# Problem description:
Locate the lines that hold the string "TypeScript". Copy every such line.

# Records for processing:
·····
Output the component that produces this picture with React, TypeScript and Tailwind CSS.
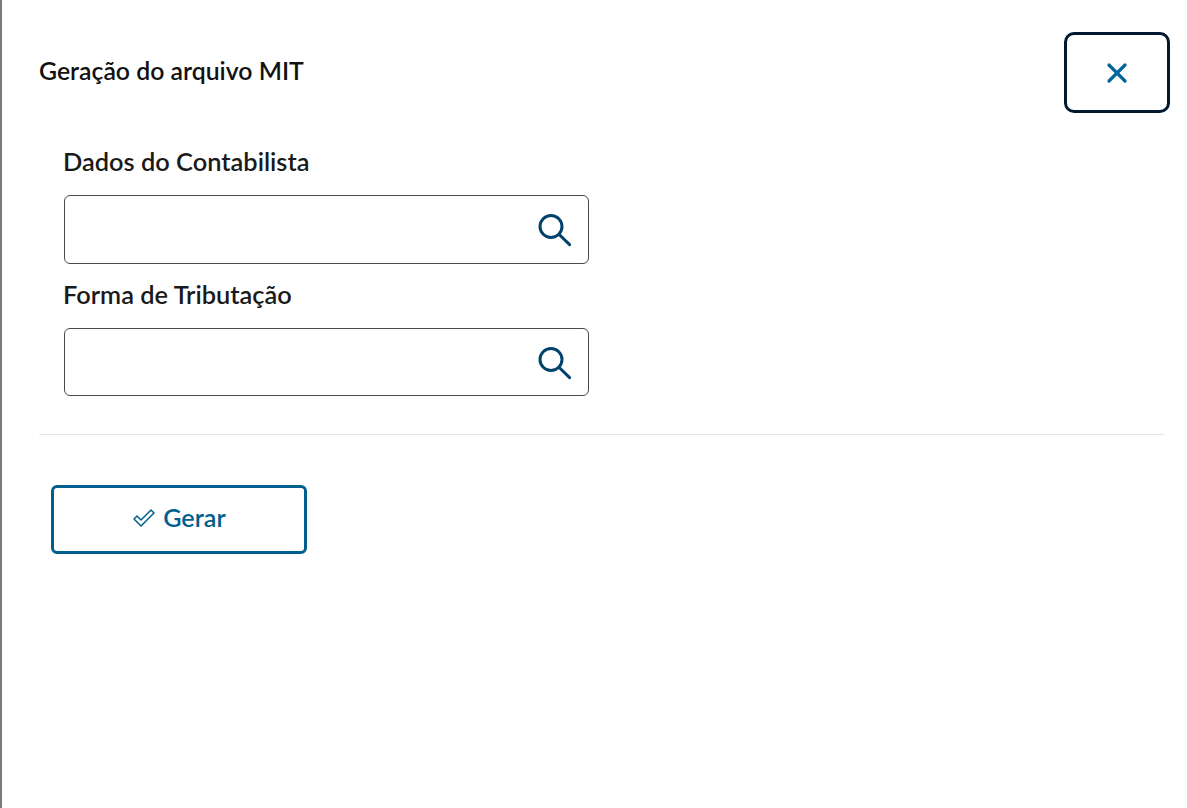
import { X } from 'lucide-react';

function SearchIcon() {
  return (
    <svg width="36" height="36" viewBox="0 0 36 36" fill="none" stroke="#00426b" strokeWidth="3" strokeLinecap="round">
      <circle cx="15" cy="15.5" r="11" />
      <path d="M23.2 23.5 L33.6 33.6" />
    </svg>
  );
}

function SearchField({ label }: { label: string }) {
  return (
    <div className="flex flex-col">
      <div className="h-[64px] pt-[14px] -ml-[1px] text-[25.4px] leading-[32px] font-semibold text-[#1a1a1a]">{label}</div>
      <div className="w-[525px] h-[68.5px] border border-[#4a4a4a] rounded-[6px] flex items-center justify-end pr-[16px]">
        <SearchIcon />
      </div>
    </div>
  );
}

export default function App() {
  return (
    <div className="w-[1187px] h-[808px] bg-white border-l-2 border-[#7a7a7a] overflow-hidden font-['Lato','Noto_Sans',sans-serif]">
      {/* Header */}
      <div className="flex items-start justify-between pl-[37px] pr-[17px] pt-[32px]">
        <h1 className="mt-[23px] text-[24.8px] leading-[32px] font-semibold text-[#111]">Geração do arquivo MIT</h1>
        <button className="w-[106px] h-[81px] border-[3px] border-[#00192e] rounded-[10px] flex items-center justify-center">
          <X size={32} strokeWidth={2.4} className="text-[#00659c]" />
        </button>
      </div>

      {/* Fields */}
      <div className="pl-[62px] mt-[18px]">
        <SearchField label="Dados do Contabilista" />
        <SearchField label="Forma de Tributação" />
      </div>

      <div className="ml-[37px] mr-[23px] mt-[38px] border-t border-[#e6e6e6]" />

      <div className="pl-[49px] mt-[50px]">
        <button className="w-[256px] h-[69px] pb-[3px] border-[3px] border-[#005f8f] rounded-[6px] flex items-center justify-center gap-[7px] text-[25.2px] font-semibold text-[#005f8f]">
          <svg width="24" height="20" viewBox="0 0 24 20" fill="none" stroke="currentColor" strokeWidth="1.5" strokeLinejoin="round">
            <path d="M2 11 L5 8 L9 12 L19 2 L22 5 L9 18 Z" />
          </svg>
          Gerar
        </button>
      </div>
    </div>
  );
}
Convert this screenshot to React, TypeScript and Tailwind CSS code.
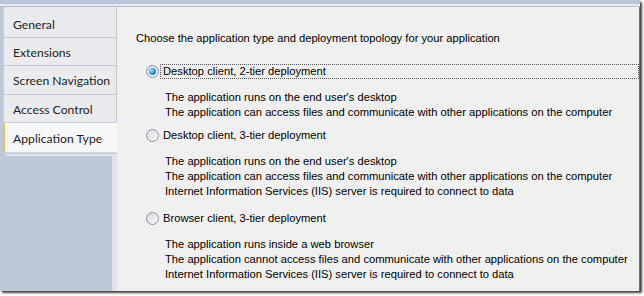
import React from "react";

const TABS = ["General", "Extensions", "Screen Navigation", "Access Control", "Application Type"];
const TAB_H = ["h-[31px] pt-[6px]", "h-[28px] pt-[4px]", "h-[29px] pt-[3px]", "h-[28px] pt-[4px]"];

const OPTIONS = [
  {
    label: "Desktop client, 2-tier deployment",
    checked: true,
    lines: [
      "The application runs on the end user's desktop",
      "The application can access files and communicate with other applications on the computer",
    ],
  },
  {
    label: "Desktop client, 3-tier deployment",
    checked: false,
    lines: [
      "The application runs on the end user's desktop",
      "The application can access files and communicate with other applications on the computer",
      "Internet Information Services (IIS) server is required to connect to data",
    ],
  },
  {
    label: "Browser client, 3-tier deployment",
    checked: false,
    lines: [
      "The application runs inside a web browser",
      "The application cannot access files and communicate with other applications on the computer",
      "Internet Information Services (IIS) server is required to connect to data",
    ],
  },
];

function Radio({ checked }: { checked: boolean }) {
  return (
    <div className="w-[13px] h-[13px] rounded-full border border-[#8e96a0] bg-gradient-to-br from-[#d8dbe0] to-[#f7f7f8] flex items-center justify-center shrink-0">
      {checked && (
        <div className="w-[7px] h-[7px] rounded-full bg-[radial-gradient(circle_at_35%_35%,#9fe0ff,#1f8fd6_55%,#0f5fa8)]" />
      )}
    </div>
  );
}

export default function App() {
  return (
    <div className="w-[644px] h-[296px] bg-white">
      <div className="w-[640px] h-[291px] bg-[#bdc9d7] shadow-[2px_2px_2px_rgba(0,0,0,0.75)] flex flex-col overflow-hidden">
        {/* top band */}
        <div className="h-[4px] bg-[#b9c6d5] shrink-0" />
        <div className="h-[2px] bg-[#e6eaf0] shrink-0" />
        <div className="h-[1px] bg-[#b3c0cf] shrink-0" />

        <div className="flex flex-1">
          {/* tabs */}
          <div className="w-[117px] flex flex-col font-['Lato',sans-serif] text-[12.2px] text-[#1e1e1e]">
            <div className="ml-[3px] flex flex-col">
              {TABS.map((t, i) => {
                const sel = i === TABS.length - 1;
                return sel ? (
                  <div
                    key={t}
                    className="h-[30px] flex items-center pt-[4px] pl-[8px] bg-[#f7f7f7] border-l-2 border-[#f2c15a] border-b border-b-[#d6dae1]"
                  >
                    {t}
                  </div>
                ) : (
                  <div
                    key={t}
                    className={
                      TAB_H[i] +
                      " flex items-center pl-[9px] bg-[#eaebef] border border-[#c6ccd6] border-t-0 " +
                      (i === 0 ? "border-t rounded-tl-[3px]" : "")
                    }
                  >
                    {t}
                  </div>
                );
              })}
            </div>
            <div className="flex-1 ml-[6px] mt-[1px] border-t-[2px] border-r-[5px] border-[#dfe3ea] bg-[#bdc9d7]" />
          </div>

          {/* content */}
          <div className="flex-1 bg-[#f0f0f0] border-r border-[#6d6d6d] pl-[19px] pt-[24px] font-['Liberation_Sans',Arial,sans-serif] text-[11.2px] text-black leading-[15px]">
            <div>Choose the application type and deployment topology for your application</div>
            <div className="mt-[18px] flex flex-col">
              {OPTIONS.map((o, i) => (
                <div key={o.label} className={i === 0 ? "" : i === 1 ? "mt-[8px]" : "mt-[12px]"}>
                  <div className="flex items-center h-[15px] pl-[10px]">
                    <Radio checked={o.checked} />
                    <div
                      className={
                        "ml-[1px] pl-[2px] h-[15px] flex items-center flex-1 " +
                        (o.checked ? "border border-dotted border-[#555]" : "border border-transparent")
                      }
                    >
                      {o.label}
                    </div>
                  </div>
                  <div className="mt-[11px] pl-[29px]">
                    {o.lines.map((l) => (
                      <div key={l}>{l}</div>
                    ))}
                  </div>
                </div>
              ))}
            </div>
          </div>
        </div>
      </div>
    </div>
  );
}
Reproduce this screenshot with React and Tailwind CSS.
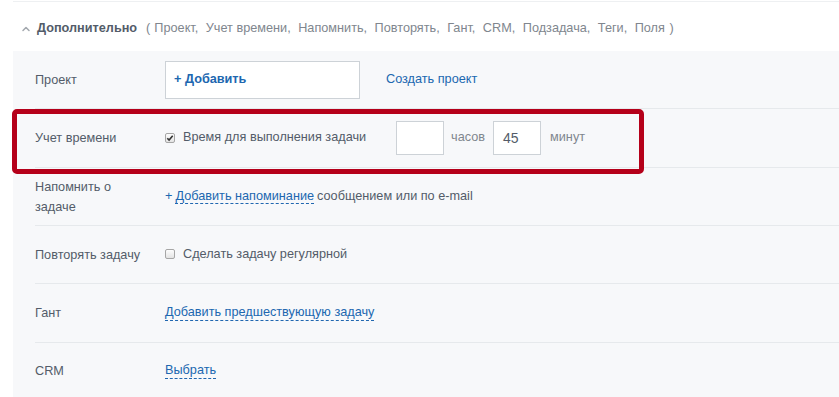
·····
# Answer to the task:
Output the component that produces this picture with React, TypeScript and Tailwind CSS.
Convert this screenshot to React, TypeScript and Tailwind CSS code.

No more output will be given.